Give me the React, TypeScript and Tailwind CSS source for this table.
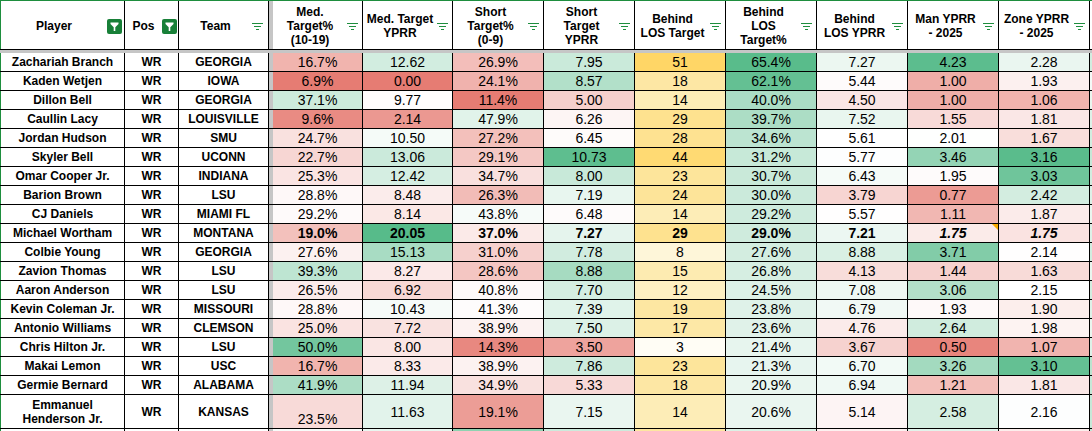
import React from "react";

type RGB = [number, number, number];
type Stop = [number, RGB];

const RED: RGB = [230, 124, 115];
const WHITE: RGB = [255, 255, 255];
const GREEN: RGB = [87, 187, 138];

function heat(v: number, stops: Stop[]) {
  const toCss = (c: number[]) => `rgb(${c.map((x) => Math.round(x)).join(",")})`;
  if (v <= stops[0][0]) return toCss(stops[0][1]);
  for (let i = 1; i < stops.length; i++) {
    const [v0, c0] = stops[i - 1];
    const [v1, c1] = stops[i];
    if (v <= v1) {
      const t = (v - v0) / (v1 - v0);
      return toCss([0, 1, 2].map((k) => c0[k] + (c1[k] - c0[k]) * t));
    }
  }
  return toCss(stops[stops.length - 1][1]);
}

const pct = (v: number) => v.toFixed(1) + "%";
const dec = (v: number) => v.toFixed(2);
const int = (v: number) => String(v);
const none = () => "";

// the last column only peeks in at the right edge, so it carries no text
const columns = [
  { title: ["Med.", "Target%", "(10-19)"], w: "w-[90px]", fmt: pct, scale: [[6.9, RED], [30, WHITE], [54, GREEN]] as Stop[] },
  { title: ["Med. Target", "YPRR"], w: "w-[90px]", fmt: dec, scale: [[0, RED], [9.9, WHITE], [20.05, GREEN]] as Stop[] },
  { title: ["Short", "Target%", "(0-9)"], w: "w-[91px]", fmt: pct, scale: [[11.4, RED], [42, WHITE], [75, GREEN]] as Stop[] },
  { title: ["Short", "Target", "YPRR"], w: "w-[91px]", fmt: dec, scale: [[2.17, RED], [6.6, WHITE], [10.9, GREEN]] as Stop[] },
  { title: ["Behind", "LOS Target"], w: "w-[91px]", fmt: int, scale: [[3, [255, 253, 245]], [17, [253, 232, 166]], [51, [255, 214, 102]]] as Stop[] },
  { title: ["Behind", "LOS", "Target%"], w: "w-[91px]", fmt: pct, scale: [[14, WHITE], [66, GREEN]] as Stop[] },
  { title: ["Behind", "LOS YPRR"], w: "w-[91px]", fmt: dec, scale: [[0, RED], [5.6, WHITE], [20, GREEN]] as Stop[] },
  { title: ["Man YPRR", "- 2025"], w: "w-[91px]", fmt: dec, scale: [[0.39, RED], [2.0, WHITE], [4.3, GREEN]] as Stop[] },
  { title: ["Zone YPRR", "- 2025"], w: "w-[91px]", fmt: dec, scale: [[0.27, RED], [2.15, WHITE], [3.18, GREEN]] as Stop[] },
  { title: [], w: "w-[91px]", fmt: none, scale: [[0.5, RED], [2.0, WHITE], [3.5, GREEN]] as Stop[] },
];

type Row = { name: string; pos: string; team: string; v: number[] };

const rows: Row[] = [
  { name: "Zachariah Branch", pos: "WR", team: "GEORGIA", v: [16.7, 12.62, 26.9, 7.95, 51, 65.4, 7.27, 4.23, 2.28, 2.4] },
  { name: "Kaden Wetjen", pos: "WR", team: "IOWA", v: [6.9, 0.0, 24.1, 8.57, 18, 62.1, 5.44, 1.0, 1.93, 2.1] },
  { name: "Dillon Bell", pos: "WR", team: "GEORGIA", v: [37.1, 9.77, 11.4, 5.0, 14, 40.0, 4.5, 1.0, 1.06, 2.2] },
  { name: "Caullin Lacy", pos: "WR", team: "LOUISVILLE", v: [9.6, 2.14, 47.9, 6.26, 29, 39.7, 7.52, 1.55, 1.81, 2.3] },
  { name: "Jordan Hudson", pos: "WR", team: "SMU", v: [24.7, 10.5, 27.2, 6.45, 28, 34.6, 5.61, 2.01, 1.67, 2.4] },
  { name: "Skyler Bell", pos: "WR", team: "UCONN", v: [22.7, 13.06, 29.1, 10.73, 44, 31.2, 5.77, 3.46, 3.16, 2.5] },
  { name: "Omar Cooper Jr.", pos: "WR", team: "INDIANA", v: [25.3, 12.42, 34.7, 8.0, 23, 30.7, 6.43, 1.95, 3.03, 2.4] },
  { name: "Barion Brown", pos: "WR", team: "LSU", v: [28.8, 8.48, 26.3, 7.19, 24, 30.0, 3.79, 0.77, 2.42, 2.3] },
  { name: "CJ Daniels", pos: "WR", team: "MIAMI FL", v: [29.2, 8.14, 43.8, 6.48, 14, 29.2, 5.57, 1.11, 1.87, 2.2] },
  { name: "Michael Wortham", pos: "WR", team: "MONTANA", v: [19.0, 20.05, 37.0, 7.27, 29, 29.0, 7.21, 1.75, 1.75, 2.3] },
  { name: "Colbie Young", pos: "WR", team: "GEORGIA", v: [27.6, 15.13, 31.0, 7.78, 8, 27.6, 8.88, 3.71, 2.14, 2.4] },
  { name: "Zavion Thomas", pos: "WR", team: "LSU", v: [39.3, 8.27, 28.6, 8.88, 15, 26.8, 4.13, 1.44, 1.63, 2.2] },
  { name: "Aaron Anderson", pos: "WR", team: "LSU", v: [26.5, 6.92, 40.8, 7.7, 12, 24.5, 7.08, 3.06, 2.15, 2.4] },
  { name: "Kevin Coleman Jr.", pos: "WR", team: "MISSOURI", v: [28.8, 10.43, 41.3, 7.39, 19, 23.8, 6.79, 1.93, 1.9, 2.3] },
  { name: "Antonio Williams", pos: "WR", team: "CLEMSON", v: [25.0, 7.72, 38.9, 7.5, 17, 23.6, 4.76, 2.64, 1.98, 2.2] },
  { name: "Chris Hilton Jr.", pos: "WR", team: "LSU", v: [50.0, 8.0, 14.3, 3.5, 3, 21.4, 3.67, 0.5, 1.07, 2.3] },
  { name: "Makai Lemon", pos: "WR", team: "USC", v: [16.7, 8.33, 38.9, 7.86, 23, 21.3, 6.7, 3.26, 3.1, 2.6] },
  { name: "Germie Bernard", pos: "WR", team: "ALABAMA", v: [41.9, 11.94, 34.9, 5.33, 18, 20.9, 6.94, 1.21, 1.81, 2.5] },
  { name: "Emmanuel Henderson Jr.", pos: "WR", team: "KANSAS", v: [23.5, 11.63, 19.1, 7.15, 14, 20.6, 5.14, 2.58, 2.16, 2.5] },
  // next row, only its top edge shows under the fold
  { name: "", pos: "", team: "", v: [31.0, 11.2, 64.0, 7.9, 20, 25.0, 5.0, 2.4, 1.9, 2.5] },
];

function FilterOn() {
  return (
    <svg width="15" height="15" viewBox="0 0 15 15" className="shrink-0">
      <rect width="15" height="15" rx="2" fill="#188038" />
      <path d="M3.5 3.5h8v1.5L8.3 8.2V12H6.7V8.2L3.5 5Z" fill="#fff" />
    </svg>
  );
}

function FilterLines() {
  return (
    <svg width="11" height="8" viewBox="0 0 11 8" className="shrink-0">
      <path d="M0 0.5h11M2 3.5h7M4 6.5h3" stroke="#1e8e3e" strokeWidth="1" />
    </svg>
  );
}

function HeadText({ lines }: { lines: string[] }) {
  return (
    <div className="flex-1 text-center text-[12px] leading-[14px] font-bold">
      {lines.map((l) => (
        <div key={l}>{l}</div>
      ))}
    </div>
  );
}

export default function App() {
  return (
    <div className="w-[1092px] h-[431px] overflow-hidden bg-white text-black font-['Liberation_Sans',Arial,sans-serif]">
      <div className="w-max">
        {/* header */}
        <div className="flex h-[50px] border-t border-t-[#1e8e3e] border-b border-b-black">
          <div className="w-[125px] flex items-center pt-[2px] border-l border-l-[#1e8e3e] border-r border-r-black">
            <HeadText lines={["Player"]} />
            <div className="mr-[2px]">
              <FilterOn />
            </div>
          </div>
          <div className="w-[54px] flex items-center pt-[2px] border-r border-r-black">
            <HeadText lines={["Pos"]} />
            <div className="mr-[1px]">
              <FilterOn />
            </div>
          </div>
          <div className="w-[90px] flex items-center pt-[2px] border-r border-r-black">
            <HeadText lines={["Team"]} />
            <div className="mr-[5px] mt-[2px]">
              <FilterLines />
            </div>
          </div>
          <div className="w-[4px] bg-[#c6c6c6]" />
          {columns.map((c, ci) => (
            <div key={ci} className={`${c.w} shrink-0 flex items-center pt-[2px] border-r border-r-black`}>
              <HeadText lines={c.title} />
              <div className="mr-[4px] mt-[2px]">
                <FilterLines />
              </div>
            </div>
          ))}
        </div>

        {/* frozen row divider */}
        <div className="h-[3px] bg-[#c6c6c6]" />

        {rows.map((r, ri) => {
          const tall = r.name.length > 20;
          const bold = r.name === "Michael Wortham";
          const blank = r.name === "";
          return (
            <div key={ri} className={`flex border-b border-b-black ${tall ? "h-[34px]" : "h-[19px]"}`}>
              <div className="w-[125px] shrink-0 flex items-center justify-center px-[3px] text-center text-[12px] leading-[14px] font-bold border-l border-l-[#1e8e3e] border-r border-r-black">
                {r.name}
              </div>
              <div className="w-[54px] shrink-0 flex items-center justify-center text-[12px] font-bold border-r border-r-black">
                {r.pos}
              </div>
              <div className="w-[90px] shrink-0 flex items-center justify-center text-[12px] font-bold border-r border-r-black">
                {r.team}
              </div>
              <div className="w-[4px] shrink-0 bg-[#c6c6c6]" />
              {columns.map((c, ci) => (
                <div
                  key={ci}
                  className={`${c.w} shrink-0 relative flex justify-center text-[14px] leading-[16px] border-r border-r-black ${
                    tall && ci === 0 ? "items-end pb-[1px]" : "items-center"
                  } ${bold ? "font-bold" : ""} ${bold && (ci === 7 || ci === 8) ? "italic" : ""}`}
                  style={{ backgroundColor: heat(r.v[ci], c.scale) }}
                >
                  {blank ? "" : c.fmt(r.v[ci])}
                  {bold && ci === 7 && (
                    <div className="absolute top-0 right-0 w-0 h-0 border-l-[6px] border-l-transparent border-t-[6px] border-t-[#f9ab00]" />
                  )}
                </div>
              ))}
            </div>
          );
        })}
      </div>
    </div>
  );
}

### Direction
Please repeat exactly the data above from its first line to the line that contains "const none = ()", inclusive, and leave every picture out.

### Exercise output
Give me the React, TypeScript and Tailwind CSS source for this table.
import React from "react";

type RGB = [number, number, number];
type Stop = [number, RGB];

const RED: RGB = [230, 124, 115];
const WHITE: RGB = [255, 255, 255];
const GREEN: RGB = [87, 187, 138];

function heat(v: number, stops: Stop[]) {
  const toCss = (c: number[]) => `rgb(${c.map((x) => Math.round(x)).join(",")})`;
  if (v <= stops[0][0]) return toCss(stops[0][1]);
  for (let i = 1; i < stops.length; i++) {
    const [v0, c0] = stops[i - 1];
    const [v1, c1] = stops[i];
    if (v <= v1) {
      const t = (v - v0) / (v1 - v0);
      return toCss([0, 1, 2].map((k) => c0[k] + (c1[k] - c0[k]) * t));
    }
  }
  return toCss(stops[stops.length - 1][1]);
}

const pct = (v: number) => v.toFixed(1) + "%";
const dec = (v: number) => v.toFixed(2);
const int = (v: number) => String(v);
const none = () => "";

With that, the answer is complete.